Critics of ONE.org’s advocacy have questioned whether giving voice to an issue is enough to bring about change, and have argued instead that change — as in dollars and cents — was what was really needed.

In June, Matt Patterson, a Rockville resident and senior editor at Capitol Research Center in DC wrote an Op Ed for the Baltimore Sun, “U2: Great music in the service of dubious cause,” in advance of a U2 concert in Baltimore.

Patterson’s article claimed that of the $15 million it received in contributions in 2008, just over one percent was distributed to charities and that more than $8 million went to the salaries of executives and ONE employees.

A clarifcation was later posted above the article:

 “Although the ONE foundation's $15 million in funding in 2008 is listed in tax documents as “contributions,” the organization does not solicit funding from the general public but from foundations and board members, according to ONE’s website and a statement from a spokeswoman.”

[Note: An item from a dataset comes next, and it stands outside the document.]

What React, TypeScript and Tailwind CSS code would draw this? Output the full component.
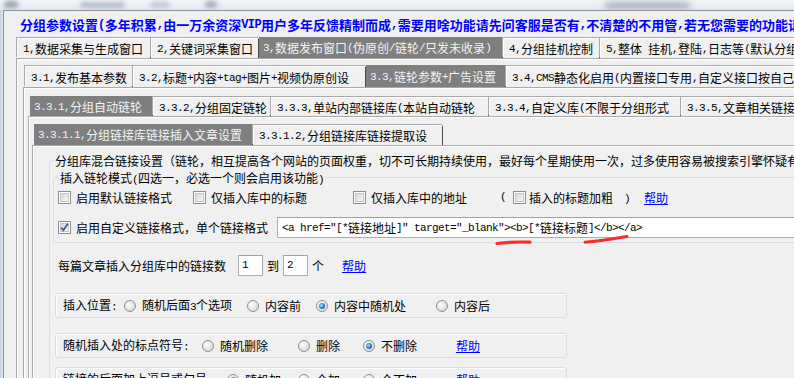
import React from "react";

const CJK_RE = /[\u2E80-\u9FFF\uF900-\uFAFF\uFF00-\uFFEF\u3000-\u303F]/;

function M({ t, b }: { t: string; b?: boolean }) {
  const runs: { s: string; c: boolean }[] = [];
  for (const ch of t) {
    const c = CJK_RE.test(ch);
    const last = runs[runs.length - 1];
    if (last && last.c === c) last.s += ch;
    else runs.push({ s: ch, c });
  }
  return (
    <>
      {runs.map((r, i) =>
        r.c ? (
          <span
            key={i}
            className={
              b
                ? "font-['Noto_Sans_CJK_SC',sans-serif] text-[13px] font-bold"
                : "font-['Noto_Sans_CJK_SC',sans-serif] text-[12px]"
            }
          >
            {r.s}
          </span>
        ) : (
          <span
            key={i}
            className={
              b
                ? "font-['Liberation_Mono',monospace] text-[12px] font-bold tracking-[-0.6px] whitespace-pre"
                : "font-['Liberation_Mono',monospace] text-[11px] tracking-[-0.6px] whitespace-pre"
            }
          >
            {r.s}
          </span>
        )
      )}
    </>
  );
}

function Check({ on }: { on?: boolean }) {
  return (
    <span className="relative flex w-[13px] h-[13px] shrink-0 items-center justify-center border border-[#8e8f8f] bg-white">
      <span className="w-[9px] h-[9px] border border-[#c4c6c9] bg-gradient-to-br from-[#d6d7d9] to-[#f7f7f7]" />
      {on && (
        <svg className="absolute left-0 top-0" width="11" height="11" viewBox="0 0 11 11">
          <path d="M2.2 5.4 L4.4 8.3 L8.8 1.8" fill="none" stroke="#3b5797" strokeWidth="1.7" />
        </svg>
      )}
    </span>
  );
}

function Radio({ on }: { on?: boolean }) {
  return (
    <span className="flex w-[12px] h-[12px] shrink-0 items-center justify-center rounded-full border border-[#8e8f8f] bg-[radial-gradient(circle_at_35%_35%,#ffffff,#cfcfcf)]">
      {on && (
        <span className="w-[6px] h-[6px] rounded-full bg-[radial-gradient(circle_at_40%_40%,#b6e6ff,#1d72c2_55%,#0b3c78)]" />
      )}
    </span>
  );
}

function Help() {
  return (
    <span className="text-[#0000ff] underline decoration-[#0000ff]">
      <M t="帮助" />
    </span>
  );
}

type TabDef = { t: string; w: string; sel?: boolean };

function TabRow({ tabs, h }: { tabs: TabDef[]; h: string }) {
  return (
    <div className={"flex items-end ml-[2px] " + h}>
      {tabs.map((tb, i) =>
        tb.sel ? (
          <div
            key={i}
            className={
              "flex items-center h-full pl-[4px] pt-[1px] bg-[#7f7f7f] text-[#f4f4f4] border-r border-r-[#404040] whitespace-nowrap overflow-hidden shrink-0 " +
              tb.w
            }
          >
            <M t={tb.t} />
          </div>
        ) : (
          <div
            key={i}
            className={
              "flex items-center h-[calc(100%-1px)] pl-[5px] pt-[1px] bg-[#f0f0f0] text-black border-t border-l border-white border-r border-r-[#4a4a4a] shadow-[-1px_-1px_0_#a9a9a9] whitespace-nowrap overflow-hidden shrink-0 " +
              tb.w
            }
          >
            <M t={tb.t} />
          </div>
        )
      )}
    </div>
  );
}

const row1: TabDef[] = [
  { t: "1,数据采集与生成窗口", w: "w-[134px]" },
  { t: "2,关键词采集窗口", w: "w-[108px]" },
  { t: "3,数据发布窗口(伪原创/链轮/只发未收录)", w: "w-[244px]", sel: true },
  { t: "4,分组挂机控制", w: "w-[97px]" },
  { t: "5,整体 挂机,登陆,日志等(默认分组挂机设置)", w: "w-[320px]" },
];
const row2: TabDef[] = [
  { t: "3.1,发布基本参数", w: "w-[108px]" },
  { t: "3.2,标题+内容+tag+图片+视频伪原创设", w: "w-[233px]" },
  { t: "3.3,链轮参数+广告设置", w: "w-[140px]", sel: true },
  { t: "3.4,CMS静态化启用(内置接口专用,自定义接口按自己实际情况)", w: "w-[420px]" },
];
const row3: TabDef[] = [
  { t: "3.3.1,分组自动链轮", w: "w-[123px]", sel: true },
  { t: "3.3.2,分组固定链轮", w: "w-[118px]" },
  { t: "3.3.3,单站内部链接库(本站自动链轮", w: "w-[218px]" },
  { t: "3.3.4,自定义库(不限于分组形式", w: "w-[192px]" },
  { t: "3.3.5,文章相关链接库设置", w: "w-[220px]" },
];
const row4: TabDef[] = [
  { t: "3.3.1.1,分组链接库链接插入文章设置", w: "w-[219px]", sel: true },
  { t: "3.3.1.2,分组链接库链接提取设", w: "w-[190px]" },
];

const panel = "border border-[#a9a9a9] shadow-[inset_1px_1px_0_#ffffff] bg-[#f0f0f0]";

export default function App() {
  return (
    <div className="relative w-[794px] h-[378px] overflow-hidden bg-[#f0f0f0] text-black leading-[14px]">
      {/* blurred title bar strip */}
      <div className="relative h-[10px] overflow-hidden bg-gradient-to-b from-[#f3f6fa] to-[#dfe7f0]">
        <div className="absolute left-[4px] top-[1px] w-[14px] h-[7px] rounded-full bg-[#9aa4b0] blur-[2px]" />
        <div className="absolute left-[80px] top-[2px] w-[45px] h-[6px] rounded-full bg-[#b3bcc7] blur-[2px]" />
        <div className="absolute left-[150px] top-[2px] w-[20px] h-[6px] rounded-full bg-[#c0c8d2] blur-[2px]" />
        <div className="absolute left-[205px] top-[1px] w-[12px] h-[7px] rounded-full bg-[#a6afba] blur-[2px]" />
        <div className="absolute left-[605px] top-[2px] w-[85px] h-[7px] rounded-full bg-[#a8b1bd] blur-[3px]" />
      </div>
      <div className="flex">
        <div className="w-[3px] h-[368px] shrink-0 bg-gradient-to-r from-[#c3d0df] to-[#e2e9f1]" />
        <div className="w-[1100px] shrink-0 h-[368px] border-l border-t border-[#8f949b] bg-[#f0f0f0]">
          {/* title */}
          <div className="h-[26px] pt-[2px] pl-[16px] flex items-center whitespace-nowrap text-[#0000ff]">
            <M
              b
              t="分组参数设置(多年积累,由一万余资深VIP用户多年反馈精制而成,需要用啥功能请先问客服是否有,不清楚的不用管,若无您需要的功能请先咨询客服定制)"
            />
          </div>

          {/* tab level 1 */}
          <div className="ml-[11px]">
            <TabRow tabs={row1} h="h-[21px]" />
          </div>
          <div className={"ml-[12px] pt-[6px] pl-[6px] " + panel}>
            <TabRow tabs={row2} h="h-[22px]" />
            <div className={"pt-[8px] pl-[4px] " + panel}>
              <TabRow tabs={row3} h="h-[20px]" />
              <div className={"pt-[7px] pl-[3px] " + panel}>
                <TabRow tabs={row4} h="h-[21px]" />
                <div className={"pt-[6px] pl-[16px] h-[300px] " + panel}>
                  <fieldset className="border border-[#d5dfe5] rounded-[3px] pl-[3px] pb-[10px]">
                    <legend className="ml-[1px] px-[1px] h-[16px] leading-[16px] whitespace-nowrap">
                      <M t="分组库混合链接设置（链轮，相互提高各个网站的页面权重，切不可长期持续使用，最好每个星期使用一次，过多使用容易被搜索引擎怀疑有作弊嫌疑）" />
                    </legend>

                    <fieldset className="mt-[1px] border border-[#d5dfe5] rounded-[3px] pl-[4px] pt-[2px] pb-[4px]">
                      <legend className="ml-[1px] px-[1px] h-[16px] leading-[16px] whitespace-nowrap">
                        <M t="插入链轮模式(四选一，必选一个则会启用该功能)" />
                      </legend>
                      <div className="flex items-center h-[20px] whitespace-nowrap">
                        <div className="flex items-center w-[135px] shrink-0">
                          <Check />
                          <span className="ml-[5px]">
                            <M t="启用默认链接格式" />
                          </span>
                        </div>
                        <div className="flex items-center w-[160px] shrink-0">
                          <Check />
                          <span className="ml-[5px]">
                            <M t="仅插入库中的标题" />
                          </span>
                        </div>
                        <div className="flex items-center w-[147px] shrink-0">
                          <Check />
                          <span className="ml-[5px]">
                            <M t="仅插入库中的地址" />
                          </span>
                        </div>
                        <M t="(" />
                        <span className="ml-[7px]">
                          <Check />
                        </span>
                        <span className="ml-[3px]">
                          <M t="插入的标题加粗" />
                        </span>
                        <span className="ml-[11px]">
                          <M t=")" />
                        </span>
                        <span className="ml-[14px]">
                          <Help />
                        </span>
                      </div>
                      <div className="flex items-center h-[21px] mt-[10px] whitespace-nowrap">
                        <Check on />
                        <span className="ml-[5px] w-[201px] shrink-0">
                          <M t="启用自定义链接格式，单个链接格式" />
                        </span>
                        <div className="flex items-center h-[21px] w-[700px] shrink-0 border border-[#abadb3] border-t-[#9ea1a8] bg-white pl-[4px]">
                          <M t={'<a href="[*链接地址]" target="_blank"><b>[*链接标题]</b></a>'} />
                        </div>
                      </div>
                    </fieldset>

                    <div className="flex items-center h-[20px] mt-[12px] ml-[5px] whitespace-nowrap">
                      <span className="w-[180px] shrink-0">
                        <M t="每篇文章插入分组库中的链接数" />
                      </span>
                      <div className="flex items-center w-[25px] h-[21px] border border-[#abadb3] border-t-[#9ea1a8] bg-white pl-[3px]">
                        <M t="1" />
                      </div>
                      <span className="ml-[4px]">
                        <M t="到" />
                      </span>
                      <div className="ml-[4px] flex items-center w-[25px] h-[21px] border border-[#abadb3] border-t-[#9ea1a8] bg-white pl-[3px]">
                        <M t="2" />
                      </div>
                      <span className="ml-[4px]">
                        <M t="个" />
                      </span>
                      <span className="ml-[18px]">
                        <Help />
                      </span>
                    </div>

                    <div className="mt-[18px] ml-[2px] flex items-center h-[25px] w-[512px] border border-[#d5dfe5] rounded-[3px] shadow-[inset_1px_1px_0_#ffffff] pl-[7px] whitespace-nowrap">
                      <span className="w-[61px] shrink-0">
                        <M t="插入位置:" />
                      </span>
                      <div className="flex items-center w-[123px] shrink-0">
                        <Radio />
                        <span className="ml-[6px]">
                          <M t="随机后面3个选项" />
                        </span>
                      </div>
                      <div className="flex items-center w-[69px] shrink-0">
                        <Radio />
                        <span className="ml-[6px]">
                          <M t="内容前" />
                        </span>
                      </div>
                      <div className="flex items-center w-[120px] shrink-0">
                        <Radio on />
                        <span className="ml-[6px]">
                          <M t="内容中随机处" />
                        </span>
                      </div>
                      <div className="flex items-center shrink-0">
                        <Radio />
                        <span className="ml-[6px]">
                          <M t="内容后" />
                        </span>
                      </div>
                    </div>

                    <div className="mt-[15px] ml-[2px] flex items-center h-[25px] w-[512px] border border-[#d5dfe5] rounded-[3px] shadow-[inset_1px_1px_0_#ffffff] pl-[7px] whitespace-nowrap">
                      <span className="w-[139px] shrink-0">
                        <M t="随机插入处的标点符号:" />
                      </span>
                      <div className="flex items-center w-[96px] shrink-0">
                        <Radio />
                        <span className="ml-[6px]">
                          <M t="随机删除" />
                        </span>
                      </div>
                      <div className="flex items-center w-[65px] shrink-0">
                        <Radio />
                        <span className="ml-[6px]">
                          <M t="删除" />
                        </span>
                      </div>
                      <div className="flex items-center w-[93px] shrink-0">
                        <Radio on />
                        <span className="ml-[6px]">
                          <M t="不删除" />
                        </span>
                      </div>
                      <Help />
                    </div>

                    <div className="mt-[9px] ml-[2px] flex items-center h-[25px] w-[512px] border border-[#d5dfe5] rounded-[3px] shadow-[inset_1px_1px_0_#ffffff] pl-[7px] whitespace-nowrap">
                      <span className="w-[164px] shrink-0">
                        <M t="链接的后面加上逗号或句号:" />
                      </span>
                      <div className="flex items-center w-[71px] shrink-0">
                        <Radio on />
                        <span className="ml-[6px]">
                          <M t="随机加" />
                        </span>
                      </div>
                      <div className="flex items-center w-[65px] shrink-0">
                        <Radio />
                        <span className="ml-[6px]">
                          <M t="全加" />
                        </span>
                      </div>
                      <div className="flex items-center w-[93px] shrink-0">
                        <Radio />
                        <span className="ml-[6px]">
                          <M t="全不加" />
                        </span>
                      </div>
                      <Help />
                    </div>
                  </fieldset>
                </div>
              </div>
            </div>
          </div>
        </div>
      </div>

      {/* hand-drawn red underline marks */}
      <svg className="absolute left-[494px] top-[238px]" width="40" height="9" viewBox="0 0 40 9">
        <path d="M3 5.5 Q 18 3.5 36 4.2" fill="none" stroke="#ff2b2b" strokeWidth="3.2" strokeLinecap="round" />
      </svg>
      <svg className="absolute left-[582px] top-[233px]" width="50" height="12" viewBox="0 0 50 12">
        <path d="M3 9.2 Q 22 7.5 45 3.5" fill="none" stroke="#ff2b2b" strokeWidth="3" strokeLinecap="round" />
      </svg>
    </div>
  );
}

The original article also quoted ONE spokesman Oliver Buston, who said, "We don't provide programs on the ground. We an advocacy and campaigning organization." And drew responses in defense of ONE.org’s advocacy, whose defenders included U.S. Sen. Ben Cardin.

 

Can blogging make a difference?

But what remains is this broader question of whether advocacy is an appropriate role for charities — can blogging really make a difference?

Maines thinks so.

 “It’s not just taking a charity’s money and saying, ‘Let’s take bloggers to Africa,’” Maines said. “Our function is to remind the world League at the G8 Summit of the promises they made.”

 Maines said that while in Africa, she would be blogging about women and entrepreneurship — a topic she can relate to.

 “Africa’s future is female,” said Maines, who was referencing ONE’s recent report on the global status of women.

According to the report, women are a driving force in the African economy. In Kenya, women produce 80 percent of the food and represent 70 percent of all agricultural workers, but according to the report, women own less than 10 percent of the farm land and receive less than 10 percent of the credits provided to small holders.

 

Finding your voice

Maines said she thinks advocacy can sway policy by putting in the minds of policy makers and people with the funds and resources to back it.

She seemed to channel the mantra of Global Soccer Mom blogger, Shayne Moore, who was drawn to ONE.org’s efforts to urge world leaders to fund HIV/AIDS initiatives. Part of former president George W. Bush’s legacy was PEPFAR (President's Emergency Plan for AIDS Relief). Maines said she would like to think that the work of advocacy groups such as ONE.org are owed some credit for keeping the issue of AIDS relevant in the global public psyche.

Raising awareness, she said, can be as easy as posting a blog.

“Your voice counts,” Maines said. “Make sure you use it.”